内容紹介(「BOOK」データベースより)
 天涯孤独で生きてきた極道の男は、騎士爵家の三男・リューとして異世界へ転生。今まで縁がなかった家族の愛を一身に受けてスクスクと成長し、やがて気づいた。優しすぎる彼らは先祖代々、ケンカは強いが稼業は弱い超貧乏家系だということに!これは自分が一肌脱ぐしかないと、未知のスキル“ゴクドー”と前世の裏稼業知識を活かして作ったコーヒーやチョコ、リヤカーを売りさばき、畑の改善で原料の収穫量はさらに増加、祭りで出店した屋台は大繁盛と、次々に新たなシノギを軌道に乗せていく。
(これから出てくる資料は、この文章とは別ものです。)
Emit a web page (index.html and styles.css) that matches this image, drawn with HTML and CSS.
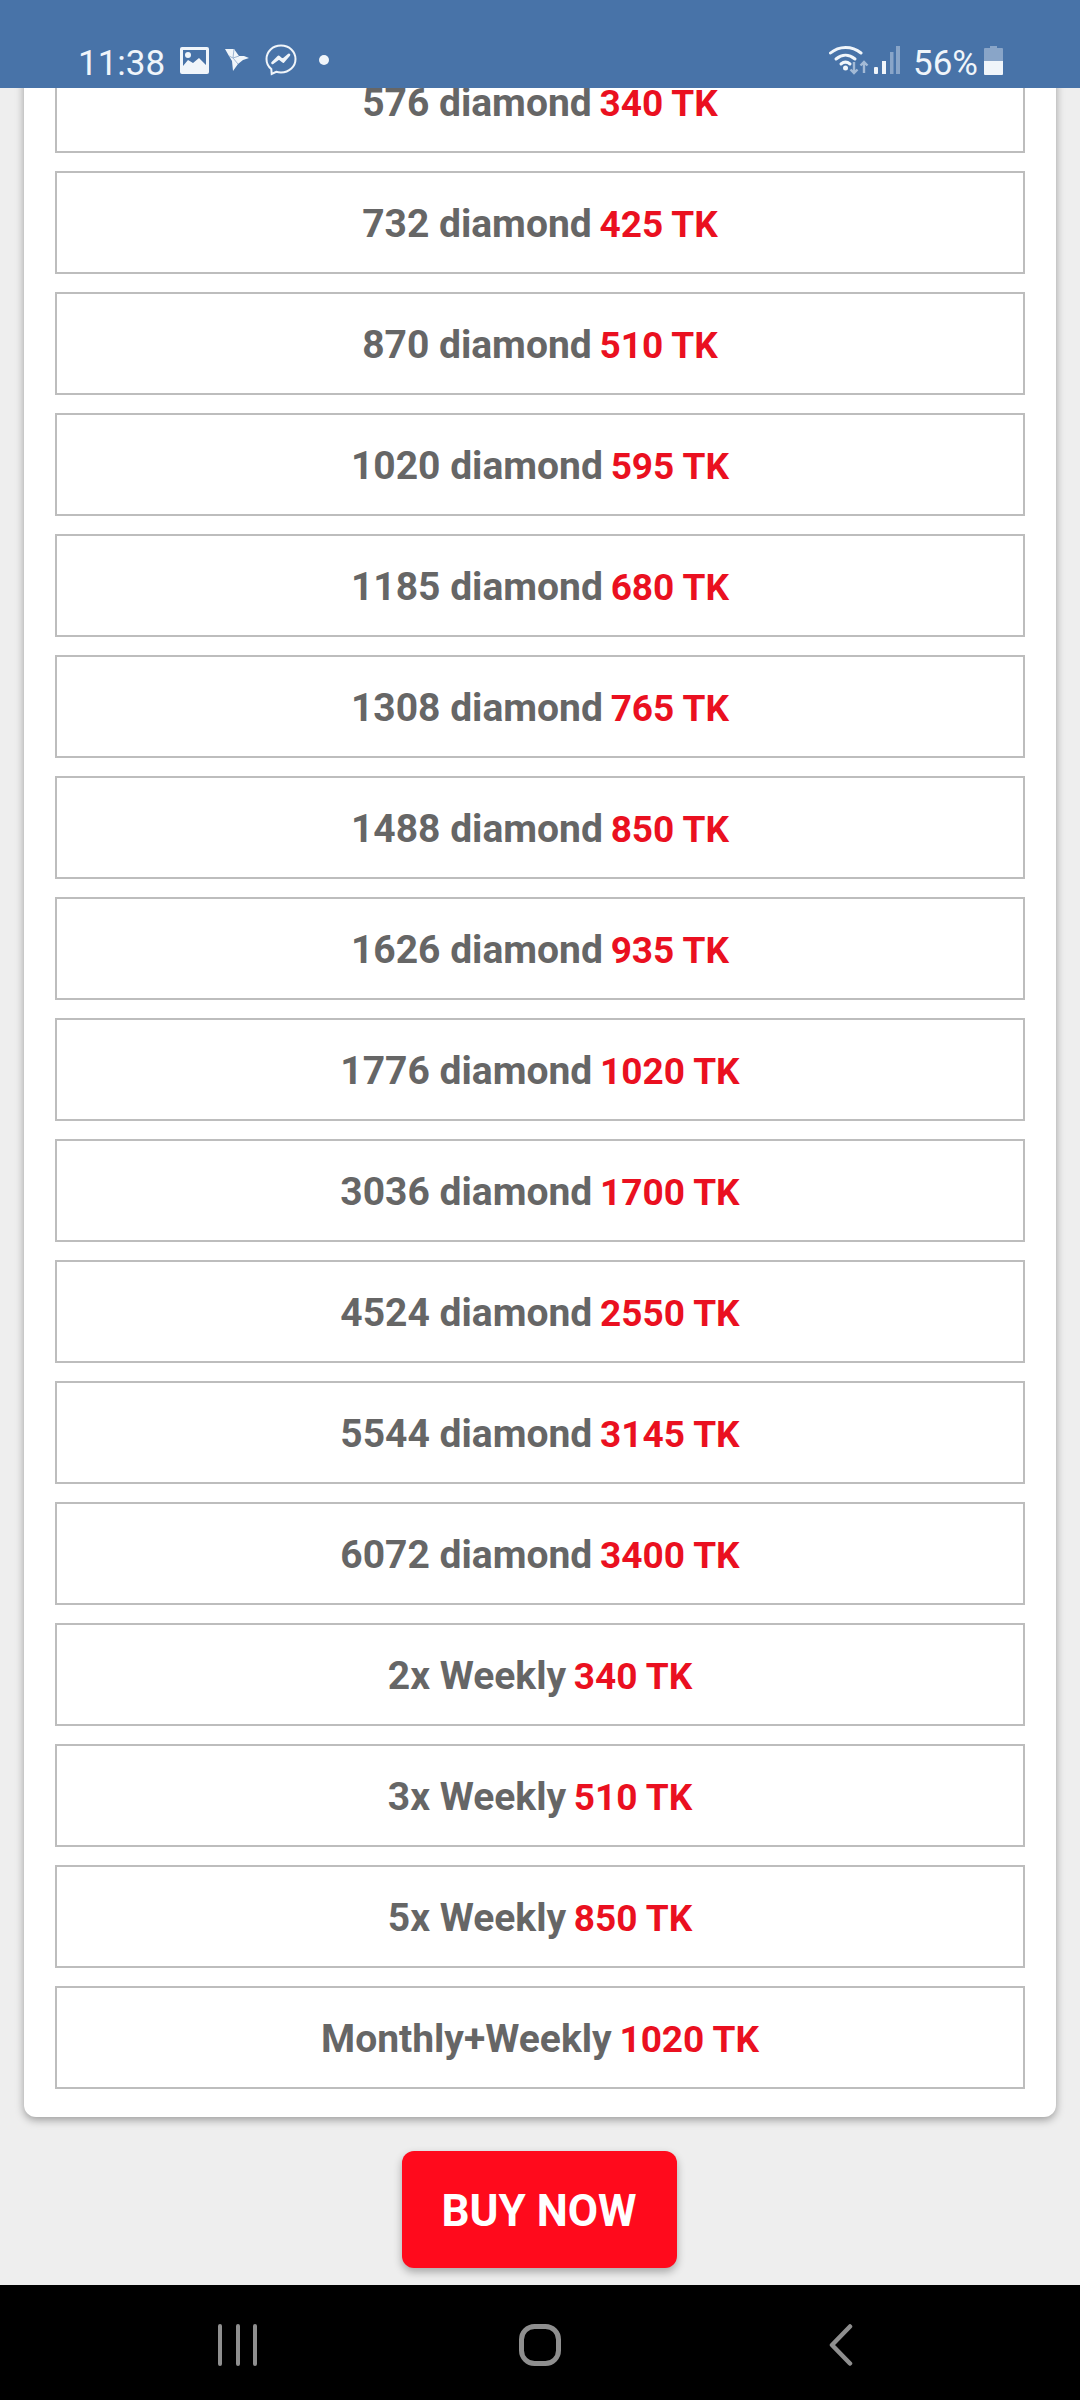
FILE: index.html
```html
<!DOCTYPE html>
<html lang="en">
<head>
  <meta charset="UTF-8">
  <title>Buy Diamonds</title>
  <link rel="stylesheet" href="styles.css">
</head>
<body>
  <header class="status">
    <div class="status-left">
      <span class="time">11:38</span>
      <svg class="ic-photo" viewBox="0 0 29 27"><path fill="#f0f5fa" fill-rule="evenodd" d="M2 0h25a2 2 0 0 1 2 2v23a2 2 0 0 1-2 2H2a2 2 0 0 1-2-2V2a2 2 0 0 1 2-2zM3 3v16l5-6 5 3 6-5 7 7V3z"/><circle cx="8" cy="8" r="3" fill="#f0f5fa"/></svg>
      <svg class="ic-bird" viewBox="0 0 24 22"><path fill="#f0f5fa" d="M0 0h9l5 7h5l5 2-6 2-5 4-5 7-1-10-3-5z"/><path fill="none" stroke="#9db5d2" stroke-width="1" d="M9 0l-1 9 5 6M4 7l4 2 6-2"/></svg>
      <svg class="ic-msg" viewBox="0 0 32 32"><path fill="none" stroke="#f0f5fa" stroke-width="2" d="M16 1.500C7.700 1.500 1.500 7.500 1.500 15c0 4 1.800 7.700 4.800 10l.4 5 4.500-2.200c1.500.5 3.100.7 4.800.7 8.300 0 14.500-6 14.500-13.500S24.300 1.500 16 1.500z"/><path fill="none" stroke="#f0f5fa" stroke-width="2.600" stroke-linejoin="round" d="M7.500 19l6-6.200 4 3.400 6.500-5.400-5.800 6.800-4.200-3.300z"/></svg>
      <span class="dot"></span>
    </div>
    <div class="status-right">
      <svg class="ic-wifi" viewBox="0 0 40 30"><g fill="none" stroke="#f0f5fa" stroke-width="3" stroke-linecap="round"><path d="M1.500 8C10 .500 23 .500 32 8"/><path d="M7 14c6-5 13-5 19 0"/><path d="M12 19c3-2.500 6-2.500 9 0"/></g><circle cx="16.500" cy="23" r="2.500" fill="#f0f5fa"/><path fill="none" stroke="#a3bad6" stroke-width="2.400" d="M25 17v11M21.500 24.500l3.500 3.500 3.500-3.500M35 28V17M31.500 20.500l3.500-3.500 3.500 3.500"/></svg>
      <svg class="ic-signal" viewBox="0 0 26 28"><rect x="0" y="21" width="4" height="7" rx="1" fill="#f0f5fa"/><rect x="8" y="15" width="4" height="13" fill="#f0f5fa"/><rect x="16" y="6" width="3.500" height="22" fill="#89a5c8"/><rect x="22" y="0" width="4" height="28" fill="#89a5c8"/></svg>
      <span class="batt-pct">56%</span>
      <svg class="ic-batt" viewBox="0 0 19 29"><path fill="#89a5c8" d="M6 0h7v2h5a1 1 0 0 1 1 1v12H0V3a1 1 0 0 1 1-1h5z"/><path fill="#f0f5fa" d="M0 15h19v13a1 1 0 0 1-1 1H1a1 1 0 0 1-1-1z"/></svg>
    </div>
  </header>

  <main class="scroll">
    <section class="card">
      <div class="pack"><span class="pack-name">576 diamond</span> <span class="pack-price">340 TK</span></div>
      <div class="pack"><span class="pack-name">732 diamond</span> <span class="pack-price">425 TK</span></div>
      <div class="pack"><span class="pack-name">870 diamond</span> <span class="pack-price">510 TK</span></div>
      <div class="pack"><span class="pack-name">1020 diamond</span> <span class="pack-price">595 TK</span></div>
      <div class="pack"><span class="pack-name">1185 diamond</span> <span class="pack-price">680 TK</span></div>
      <div class="pack"><span class="pack-name">1308 diamond</span> <span class="pack-price">765 TK</span></div>
      <div class="pack"><span class="pack-name">1488 diamond</span> <span class="pack-price">850 TK</span></div>
      <div class="pack"><span class="pack-name">1626 diamond</span> <span class="pack-price">935 TK</span></div>
      <div class="pack"><span class="pack-name">1776 diamond</span> <span class="pack-price">1020 TK</span></div>
      <div class="pack"><span class="pack-name">3036 diamond</span> <span class="pack-price">1700 TK</span></div>
      <div class="pack"><span class="pack-name">4524 diamond</span> <span class="pack-price">2550 TK</span></div>
      <div class="pack"><span class="pack-name">5544 diamond</span> <span class="pack-price">3145 TK</span></div>
      <div class="pack"><span class="pack-name">6072 diamond</span> <span class="pack-price">3400 TK</span></div>
      <div class="pack"><span class="pack-name">2x Weekly</span> <span class="pack-price">340 TK</span></div>
      <div class="pack"><span class="pack-name">3x Weekly</span> <span class="pack-price">510 TK</span></div>
      <div class="pack"><span class="pack-name">5x Weekly</span> <span class="pack-price">850 TK</span></div>
      <div class="pack"><span class="pack-name">Monthly+Weekly</span> <span class="pack-price">1020 TK</span></div>
    </section>
    <button class="buy-btn">BUY NOW</button>
  </main>

  <nav class="navbar">
    <svg class="ic-recents" viewBox="0 0 40 42"><path fill="none" stroke="#8f8f8f" stroke-width="4" stroke-linecap="round" d="M2 2v38M20 2v38M37 2v38"/></svg>
    <svg class="ic-home" viewBox="0 0 42 42"><rect x="2.500" y="2.500" width="37" height="37" rx="13" fill="none" stroke="#8f8f8f" stroke-width="5"/></svg>
    <svg class="ic-back" viewBox="0 0 24 42"><path fill="none" stroke="#8f8f8f" stroke-width="4.500" stroke-linecap="round" stroke-linejoin="round" d="M21 2.500L3 21l18 18.500"/></svg>
  </nav>
</body>
</html>
```

FILE: styles.css
```css
* { box-sizing: border-box; margin: 0; padding: 0; }
body {
  font-family: Roboto, sans-serif;
  width: 1080px;
  height: 2400px;
  display: flex;
  flex-direction: column;
  overflow: hidden;
  background: #eeeeee;
}

/* status bar */
.status {
  height: 88px;
  flex: none;
  background: #4873a8;
  color: #f0f5fa;
  display: flex;
  justify-content: space-between;
  align-items: center;
  padding: 32px 77px 0 78px;
  position: relative;
  z-index: 1;
}
.status-left, .status-right { display: flex; align-items: center; }
.time { font-size: 35px; width: 102px; padding-top: 6px; }
.batt-pct { font-size: 35px; margin: 0 6px 0 13px; padding-top: 6px; }
.ic-photo { width: 29px; height: 27px; }
.ic-bird { width: 24px; height: 22px; margin-left: 16px; }
.ic-msg { width: 32px; height: 32px; margin-left: 16px; }
.dot { width: 10px; height: 10px; border-radius: 50%; background: #f0f5fa; margin-left: 22px; }
.ic-wifi { width: 40px; height: 30px; }
.ic-signal { width: 26px; height: 28px; margin-left: 5px; }
.ic-batt { width: 19px; height: 29px; }

/* scrolled content */
.scroll {
  flex: 1;
  min-height: 0;
  overflow: hidden;
  display: flex;
  flex-direction: column;
  align-items: center;
}
.card {
  width: 1032px;
  flex: none;
  margin-top: -138px;
  padding: 100px 31px 28px;
  background: #ffffff;
  border-radius: 0 0 12px 12px;
  box-shadow: 0 3px 8px rgba(0,0,0,0.35);
  display: flex;
  flex-direction: column;
  gap: 18px;
}
.pack {
  height: 103px;
  border: 2px solid #bdbdbd;
  text-align: center;
  line-height: 103px;
  font-size: 39px;
  font-weight: 700;
}
.pack-name { color: #666666; }
.pack-price { color: #ea1020; font-size: 37px; margin-left: -2px; }

.buy-btn {
  margin: 34px 2px 0 0;
  flex: none;
  width: 275px;
  height: 117px;
  padding-top: 2px;
  border: none;
  border-radius: 12px;
  background: #ff0a1c;
  color: #ffffff;
  font-family: Roboto, sans-serif;
  font-size: 44px;
  font-weight: 700;
  box-shadow: 0 4px 8px rgba(0,0,0,0.3);
}

/* bottom nav */
.navbar {
  height: 115px;
  flex: none;
  background: #000000;
  display: flex;
  align-items: center;
  padding: 4px 227px 0 218px;
  justify-content: space-between;
}
.ic-recents { width: 40px; height: 42px; }
.ic-home { width: 42px; height: 42px; margin-left: -8px; }
.ic-back { width: 24px; height: 42px; }
```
しかし、着実にシマを増やす中でゴロツキ貴族から逆恨みされた一家には危険が迫っていて…?心優しき元極道少年の義理と人情の領地経営ファンタジー!

 凡百臭の強い設定で、それなりに読ませる筆遣いに気楽に読み進めたのだが、これが意外とよくできている。貴族としてのおもて面、暗黒街を掌握してのうらの面、冒険者としての活動、学園生としての物語、四つの立場をそれぞれ隠しあい、それぞれに発生するさまざまな事件を微妙に絡ませあいながら緊張感のあるドラマトゥルギーを組み上げていく。質実剛健な家族像と領地を発展させながら成り上がっていくところなど『おかしな転生』を彷彿させるが、使い分ける立場の絡ませあいの部分は読んでいく肝をなしていく。

虚妄公『公爵家の三男が征く己の正道譚』(エンターブレイン)

内容紹介(「BOOK」データベースより)
 信じていた仲間に裏切られ、最愛の家族も失い、全てに絶望して死んだはずの男が公爵家の三男アーノルド・ダンケルノに転生!!そして公爵家の後継者争いに巻き込まれることになった彼は後継者の座を手に入れるため、さらに前世と同じ過ちを繰り返さないためにも“誰にも侵されない知性”“誰にも屈しない武力”を手に入れることを誓う。そんな中、行儀見習いで侍女として働いている侯爵家の娘と対立し、侯爵家との全面戦争へと発展する。急遽、戦争の準備と魔法と剣術の訓練をすることになったアーノルドだったが、訓練中に漆黒のオーラを暴走させてしまい…。理不尽に奪われ全てに絶望した男が、二度目の人生で圧倒的な力を手に入れ成り上がる異世界逆転ファンタジー。

 ダーク味の強い成り上がり絵巻。読み応えのある文章で力強さがある。ただしweb版は、信念の吐露が冗長で、必要以上に言葉を連ね、ひとつひとつのシーンが長すぎバランスを欠く。とくに第一部の最後は風呂敷を広げすぎ収拾がつけられるか疑問がある。第二部で少し締まった感はある。作品に誠実であろうとする気概は、欠点を補ってあまりある。ここ数年に書籍化されたものにはこの種の好感を持てる作品が目につくようになってきて、web小説が新しいフェーズに入ってきたのではないかと期待を抱かせる。

 それにしても「web小説本」というのは語呂が悪い。「なろう本」に戻したいけど、明らかにカクヨム優位な気がしているし。慣れるかどうかもうしばらく「web小説本」でやってみたい。

 株価四万円突破とかニュースは騒いでいるけどいったいどこの話やら。正月明けに、一気に持ち株が上昇し、7年ぶりに含み損が無くなったのだが、そこからあとはじりじり下がり続けて、含み損生活に逆戻り。日経平均が大幅に上がった日でもマイナスになることが度々ある。いったいなにがあがっているのだろう。